◆ To be done ◆
Write only the number of lines holding the string "html".

◆ Given material ◆
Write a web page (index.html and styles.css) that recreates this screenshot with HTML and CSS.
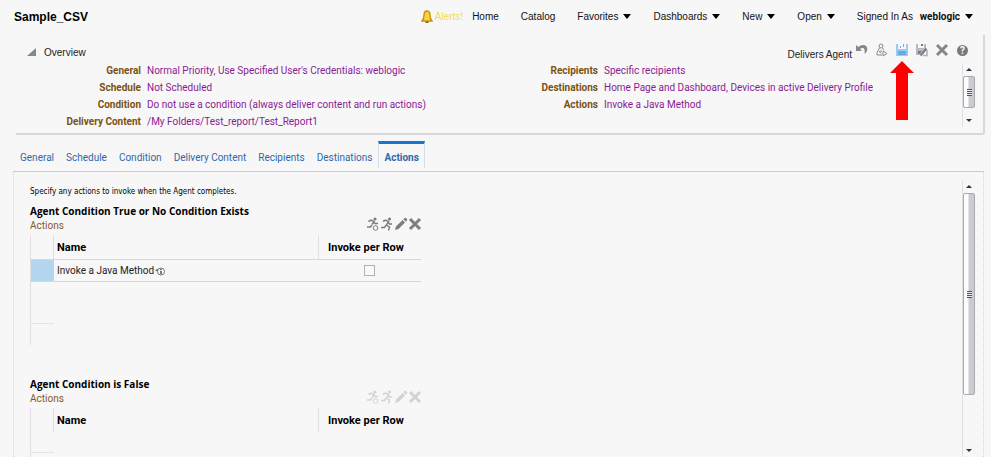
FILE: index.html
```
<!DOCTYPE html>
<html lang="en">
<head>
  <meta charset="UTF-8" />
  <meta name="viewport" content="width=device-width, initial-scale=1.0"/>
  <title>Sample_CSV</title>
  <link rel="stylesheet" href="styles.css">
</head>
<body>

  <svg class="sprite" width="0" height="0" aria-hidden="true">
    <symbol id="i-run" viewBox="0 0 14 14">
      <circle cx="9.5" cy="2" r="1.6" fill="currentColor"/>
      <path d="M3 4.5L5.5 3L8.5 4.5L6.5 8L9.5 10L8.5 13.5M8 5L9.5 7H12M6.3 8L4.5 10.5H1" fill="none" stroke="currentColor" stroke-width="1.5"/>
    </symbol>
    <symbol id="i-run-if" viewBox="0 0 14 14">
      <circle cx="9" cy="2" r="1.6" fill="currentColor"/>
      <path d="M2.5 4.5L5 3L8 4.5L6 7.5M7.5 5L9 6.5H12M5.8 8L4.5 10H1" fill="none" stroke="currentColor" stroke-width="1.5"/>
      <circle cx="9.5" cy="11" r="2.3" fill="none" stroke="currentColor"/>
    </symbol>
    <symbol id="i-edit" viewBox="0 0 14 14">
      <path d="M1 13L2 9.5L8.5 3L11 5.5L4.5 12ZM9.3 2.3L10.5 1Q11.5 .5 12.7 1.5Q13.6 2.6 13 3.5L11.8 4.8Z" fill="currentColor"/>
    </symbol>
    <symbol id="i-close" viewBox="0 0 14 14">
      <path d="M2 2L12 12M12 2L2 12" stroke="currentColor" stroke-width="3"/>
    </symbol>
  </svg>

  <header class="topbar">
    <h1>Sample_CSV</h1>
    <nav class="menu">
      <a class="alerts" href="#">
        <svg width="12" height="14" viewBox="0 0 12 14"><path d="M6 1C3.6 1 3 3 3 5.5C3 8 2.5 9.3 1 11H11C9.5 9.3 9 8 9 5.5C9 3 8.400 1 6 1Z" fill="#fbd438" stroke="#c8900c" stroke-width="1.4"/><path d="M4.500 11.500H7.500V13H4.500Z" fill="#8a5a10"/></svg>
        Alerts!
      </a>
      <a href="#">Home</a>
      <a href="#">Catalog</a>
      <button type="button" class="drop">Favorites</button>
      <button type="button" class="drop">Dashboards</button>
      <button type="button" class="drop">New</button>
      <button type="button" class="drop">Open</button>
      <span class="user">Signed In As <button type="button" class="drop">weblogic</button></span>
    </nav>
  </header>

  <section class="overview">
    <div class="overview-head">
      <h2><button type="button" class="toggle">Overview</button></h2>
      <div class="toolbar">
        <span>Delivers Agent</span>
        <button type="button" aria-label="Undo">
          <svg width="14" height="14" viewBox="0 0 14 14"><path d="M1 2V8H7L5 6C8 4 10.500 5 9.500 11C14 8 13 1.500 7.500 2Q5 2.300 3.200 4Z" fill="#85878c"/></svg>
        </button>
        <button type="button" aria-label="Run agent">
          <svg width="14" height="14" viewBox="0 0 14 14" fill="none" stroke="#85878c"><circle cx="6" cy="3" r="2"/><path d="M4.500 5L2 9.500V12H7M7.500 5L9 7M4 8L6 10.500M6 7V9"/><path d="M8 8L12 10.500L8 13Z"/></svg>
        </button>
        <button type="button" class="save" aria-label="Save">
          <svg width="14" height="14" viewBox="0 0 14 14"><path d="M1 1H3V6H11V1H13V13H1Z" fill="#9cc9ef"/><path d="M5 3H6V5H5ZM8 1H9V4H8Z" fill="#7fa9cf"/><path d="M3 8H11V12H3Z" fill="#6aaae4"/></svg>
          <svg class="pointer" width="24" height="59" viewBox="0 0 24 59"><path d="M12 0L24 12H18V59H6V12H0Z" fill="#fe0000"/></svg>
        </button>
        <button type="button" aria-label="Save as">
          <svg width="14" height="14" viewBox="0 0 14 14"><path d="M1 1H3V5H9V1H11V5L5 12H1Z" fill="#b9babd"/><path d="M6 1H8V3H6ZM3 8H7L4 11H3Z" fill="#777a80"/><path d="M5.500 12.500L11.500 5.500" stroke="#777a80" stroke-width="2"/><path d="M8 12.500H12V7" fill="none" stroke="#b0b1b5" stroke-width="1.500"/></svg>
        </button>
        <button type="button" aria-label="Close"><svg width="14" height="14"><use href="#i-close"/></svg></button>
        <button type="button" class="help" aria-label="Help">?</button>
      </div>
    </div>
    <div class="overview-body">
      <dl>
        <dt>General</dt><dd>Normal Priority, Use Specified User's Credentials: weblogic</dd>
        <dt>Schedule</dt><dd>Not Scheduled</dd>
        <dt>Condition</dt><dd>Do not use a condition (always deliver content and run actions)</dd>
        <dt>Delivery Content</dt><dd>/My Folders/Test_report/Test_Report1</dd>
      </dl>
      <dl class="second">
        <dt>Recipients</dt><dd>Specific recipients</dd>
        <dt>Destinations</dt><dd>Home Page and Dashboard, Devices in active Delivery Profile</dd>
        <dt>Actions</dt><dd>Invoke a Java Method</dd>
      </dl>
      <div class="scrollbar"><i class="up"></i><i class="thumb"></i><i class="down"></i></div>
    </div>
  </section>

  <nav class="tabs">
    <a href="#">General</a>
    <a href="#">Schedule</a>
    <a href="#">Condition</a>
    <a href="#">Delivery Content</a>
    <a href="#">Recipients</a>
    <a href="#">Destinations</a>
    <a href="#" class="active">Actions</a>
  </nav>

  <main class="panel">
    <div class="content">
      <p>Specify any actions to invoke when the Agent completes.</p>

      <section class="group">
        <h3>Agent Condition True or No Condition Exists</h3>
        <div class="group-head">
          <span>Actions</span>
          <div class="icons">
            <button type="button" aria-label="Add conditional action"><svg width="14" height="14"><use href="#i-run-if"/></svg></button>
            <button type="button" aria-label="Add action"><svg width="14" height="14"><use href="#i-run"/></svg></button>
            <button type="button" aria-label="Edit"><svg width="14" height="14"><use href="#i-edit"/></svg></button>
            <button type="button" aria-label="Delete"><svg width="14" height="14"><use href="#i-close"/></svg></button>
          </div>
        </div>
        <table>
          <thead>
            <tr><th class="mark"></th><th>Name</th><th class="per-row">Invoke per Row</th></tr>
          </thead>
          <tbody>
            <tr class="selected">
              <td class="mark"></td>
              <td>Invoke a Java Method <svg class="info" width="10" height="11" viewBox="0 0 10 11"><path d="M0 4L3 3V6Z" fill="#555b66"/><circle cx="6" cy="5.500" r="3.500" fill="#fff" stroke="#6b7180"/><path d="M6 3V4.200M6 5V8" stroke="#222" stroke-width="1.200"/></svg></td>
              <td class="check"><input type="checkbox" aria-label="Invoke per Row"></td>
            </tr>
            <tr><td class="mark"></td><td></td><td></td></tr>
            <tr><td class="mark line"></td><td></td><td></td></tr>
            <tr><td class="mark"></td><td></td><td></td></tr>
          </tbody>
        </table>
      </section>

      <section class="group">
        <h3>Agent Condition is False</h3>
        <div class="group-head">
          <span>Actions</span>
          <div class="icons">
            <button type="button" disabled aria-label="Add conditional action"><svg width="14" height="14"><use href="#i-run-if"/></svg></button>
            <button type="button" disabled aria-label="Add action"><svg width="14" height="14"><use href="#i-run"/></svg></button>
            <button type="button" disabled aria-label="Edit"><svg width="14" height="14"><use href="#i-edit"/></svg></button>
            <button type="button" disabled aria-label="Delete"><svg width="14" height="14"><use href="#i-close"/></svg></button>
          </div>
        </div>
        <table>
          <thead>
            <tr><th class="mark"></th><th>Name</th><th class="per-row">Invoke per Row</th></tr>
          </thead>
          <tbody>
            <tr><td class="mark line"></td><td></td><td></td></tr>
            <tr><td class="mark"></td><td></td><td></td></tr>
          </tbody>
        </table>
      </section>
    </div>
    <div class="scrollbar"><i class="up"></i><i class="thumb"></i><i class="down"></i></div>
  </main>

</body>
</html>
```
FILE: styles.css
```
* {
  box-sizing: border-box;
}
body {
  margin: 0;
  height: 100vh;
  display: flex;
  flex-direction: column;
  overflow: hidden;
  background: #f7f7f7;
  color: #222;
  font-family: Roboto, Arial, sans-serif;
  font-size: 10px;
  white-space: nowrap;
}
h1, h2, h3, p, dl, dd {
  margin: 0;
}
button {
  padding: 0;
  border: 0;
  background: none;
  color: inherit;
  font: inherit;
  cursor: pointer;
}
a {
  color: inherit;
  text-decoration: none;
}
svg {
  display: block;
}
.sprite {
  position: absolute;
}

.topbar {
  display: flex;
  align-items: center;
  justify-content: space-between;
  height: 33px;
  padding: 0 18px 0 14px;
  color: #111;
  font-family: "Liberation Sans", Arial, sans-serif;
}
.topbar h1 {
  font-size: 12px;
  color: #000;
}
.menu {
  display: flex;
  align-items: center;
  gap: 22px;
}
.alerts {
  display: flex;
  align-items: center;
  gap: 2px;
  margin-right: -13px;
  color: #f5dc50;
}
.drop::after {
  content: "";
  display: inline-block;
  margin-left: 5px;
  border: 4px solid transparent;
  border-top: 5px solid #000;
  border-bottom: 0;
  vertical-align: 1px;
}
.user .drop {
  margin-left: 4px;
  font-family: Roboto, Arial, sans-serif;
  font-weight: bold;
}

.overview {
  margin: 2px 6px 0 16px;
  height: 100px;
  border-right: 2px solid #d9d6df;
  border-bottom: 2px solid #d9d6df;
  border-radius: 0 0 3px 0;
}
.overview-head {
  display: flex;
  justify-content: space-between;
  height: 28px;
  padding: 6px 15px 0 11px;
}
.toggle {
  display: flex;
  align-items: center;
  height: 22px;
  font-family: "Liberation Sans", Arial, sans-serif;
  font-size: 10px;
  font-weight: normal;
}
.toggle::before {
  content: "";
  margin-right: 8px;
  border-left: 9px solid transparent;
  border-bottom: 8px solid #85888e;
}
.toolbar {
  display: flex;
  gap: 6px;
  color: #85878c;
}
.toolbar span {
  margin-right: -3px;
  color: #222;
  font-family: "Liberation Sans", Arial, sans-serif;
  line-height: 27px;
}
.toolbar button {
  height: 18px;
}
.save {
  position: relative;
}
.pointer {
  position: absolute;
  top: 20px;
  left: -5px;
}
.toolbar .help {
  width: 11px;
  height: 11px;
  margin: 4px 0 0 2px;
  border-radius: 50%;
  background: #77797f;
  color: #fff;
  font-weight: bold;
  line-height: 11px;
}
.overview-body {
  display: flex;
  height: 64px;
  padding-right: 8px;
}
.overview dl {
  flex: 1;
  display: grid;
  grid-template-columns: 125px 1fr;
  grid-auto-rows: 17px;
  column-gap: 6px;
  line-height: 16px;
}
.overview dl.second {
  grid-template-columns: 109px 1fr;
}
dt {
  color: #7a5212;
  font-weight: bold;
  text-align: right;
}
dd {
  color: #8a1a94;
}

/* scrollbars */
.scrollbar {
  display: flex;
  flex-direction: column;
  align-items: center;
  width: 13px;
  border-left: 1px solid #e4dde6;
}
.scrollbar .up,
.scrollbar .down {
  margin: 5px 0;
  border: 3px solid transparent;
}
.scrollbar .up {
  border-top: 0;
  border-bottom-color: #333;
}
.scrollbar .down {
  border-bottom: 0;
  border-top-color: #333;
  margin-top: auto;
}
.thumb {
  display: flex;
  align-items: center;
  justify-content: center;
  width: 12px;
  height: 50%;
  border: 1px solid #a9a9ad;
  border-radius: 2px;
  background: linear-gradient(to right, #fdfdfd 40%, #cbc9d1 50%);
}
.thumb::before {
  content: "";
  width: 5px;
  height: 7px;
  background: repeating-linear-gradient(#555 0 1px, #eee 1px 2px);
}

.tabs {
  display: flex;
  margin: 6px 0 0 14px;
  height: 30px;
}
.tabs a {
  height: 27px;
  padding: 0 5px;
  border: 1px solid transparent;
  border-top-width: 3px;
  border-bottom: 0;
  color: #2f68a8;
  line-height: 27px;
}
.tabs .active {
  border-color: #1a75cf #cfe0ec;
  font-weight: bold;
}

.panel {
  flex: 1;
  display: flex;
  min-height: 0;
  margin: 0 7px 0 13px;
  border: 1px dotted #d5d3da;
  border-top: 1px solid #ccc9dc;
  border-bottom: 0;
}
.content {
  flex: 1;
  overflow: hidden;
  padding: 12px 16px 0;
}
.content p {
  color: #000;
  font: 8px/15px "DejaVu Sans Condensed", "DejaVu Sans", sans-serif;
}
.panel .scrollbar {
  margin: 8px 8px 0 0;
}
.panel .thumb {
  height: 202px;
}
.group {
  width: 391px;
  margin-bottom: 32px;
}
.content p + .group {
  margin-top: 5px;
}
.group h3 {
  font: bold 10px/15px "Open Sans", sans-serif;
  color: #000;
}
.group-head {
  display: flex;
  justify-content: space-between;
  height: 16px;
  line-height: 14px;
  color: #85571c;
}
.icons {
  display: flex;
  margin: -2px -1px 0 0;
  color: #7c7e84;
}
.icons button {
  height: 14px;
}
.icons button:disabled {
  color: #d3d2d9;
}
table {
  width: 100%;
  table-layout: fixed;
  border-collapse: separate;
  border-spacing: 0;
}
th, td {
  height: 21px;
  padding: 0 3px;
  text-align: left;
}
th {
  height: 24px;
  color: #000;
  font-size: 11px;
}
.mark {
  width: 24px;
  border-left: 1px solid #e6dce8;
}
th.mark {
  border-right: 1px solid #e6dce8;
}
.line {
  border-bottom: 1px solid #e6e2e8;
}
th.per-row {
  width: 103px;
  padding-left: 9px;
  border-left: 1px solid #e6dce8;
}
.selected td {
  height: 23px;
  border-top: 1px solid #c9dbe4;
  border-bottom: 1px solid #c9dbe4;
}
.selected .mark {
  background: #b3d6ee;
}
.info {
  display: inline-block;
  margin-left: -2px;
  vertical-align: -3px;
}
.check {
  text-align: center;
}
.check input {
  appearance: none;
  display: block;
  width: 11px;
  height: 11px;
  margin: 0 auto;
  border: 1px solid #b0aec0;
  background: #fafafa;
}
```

◆ Exercise answer ◆
5